Your DMP should be able to handle overlap reporting, light attribution, and cross-channel media performance but it should also start making some highly informed guesses about how linear audiences map to digital ones, in order to enable true attribution and media mix models.

Ask how your DMP is positioned to tie the linear and digital strings together from a measurement perspective.

4. CDIM

Three years ago, we were still waiting for the year of mobile to occur, so ‘cross device identity management’ was still largely pre-funded slideware on some entrepreneur’s computer.

Jump to today, and CDIM and CDUI are at the tip of every ad tech tongue! As more and more people move from device to device, almost none of which support the traditional cookie as an identifier, marketers and publishers desperately need to map devices to people.

It’s the only way to deliver the fabled 360 degree view of the user. Ask your DMP vendor how they are prepared to deliver deterministic matches and, more importantly, how they reconcile identity without seeing a user logging in across devices.

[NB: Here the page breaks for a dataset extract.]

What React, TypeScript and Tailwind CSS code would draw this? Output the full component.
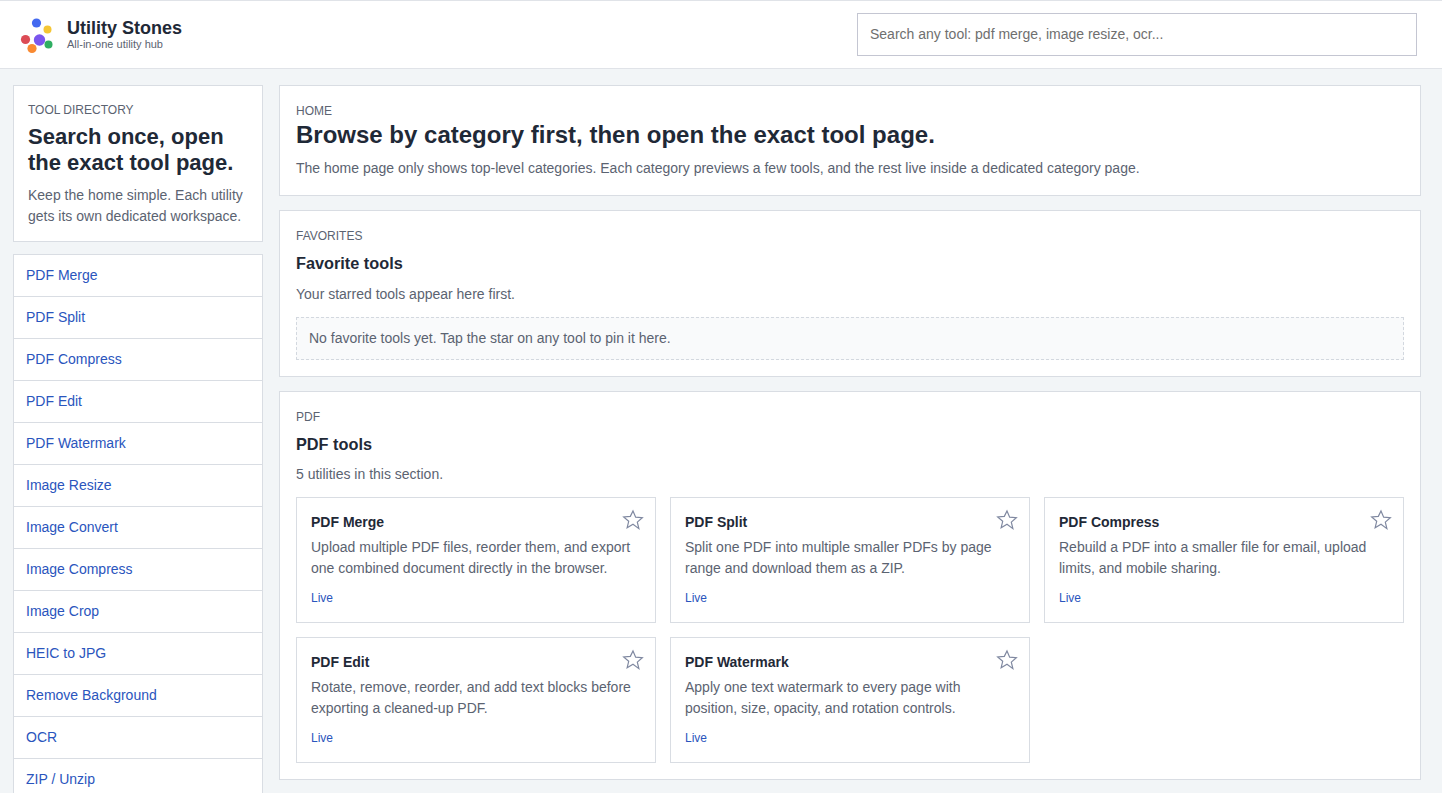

Doing great probabilistic matching necessitates not only strong algorithms but, more importantly, scale of users which breeds precision models.

What is the size of their ‘truth set’ of user data with which to probabilistically determine user identity? The quality and scale of that data will determine your choice.

5. Data Governance

I think the biggest question to ask a potential DMP vendor is their philosophy on data ownership. For both marketers and publishers, audience data is likely one of their top three assets.

Trusting such data to a technology vendor is not something to be considered lightly. How is that data stored? What are the policy controls available to help you share that data with trusted partners? What about privacy and governance?

How can my platform help me activate data in different places, where different rules about PII and data collection and storage apply? Knowing the answers to these before you buy can save lots of heartache (and legal fees) later.

More importantly, how independent is your data? Is your partner also in the business of selling media or data? That can create some conflicts of interest, especially if your data might be valuable to a competitor.

Finally, what if you want your data back? You have the right to get it out quickly, and in a useable format.

In summary

The bad news is that choosing a DMP isn’t any easier than it was three years ago.

It’s a lot more complex, and you really need to dig in deeply to understand the very small nuances between platforms that appear, on the surface, to be very much the same. The good news is that there is a great deal of selection available, and some very high quality vendors to choose from.

Take your time, put your vendors through a very rigorous process that includes asking the questions outlined above, and choose wisely!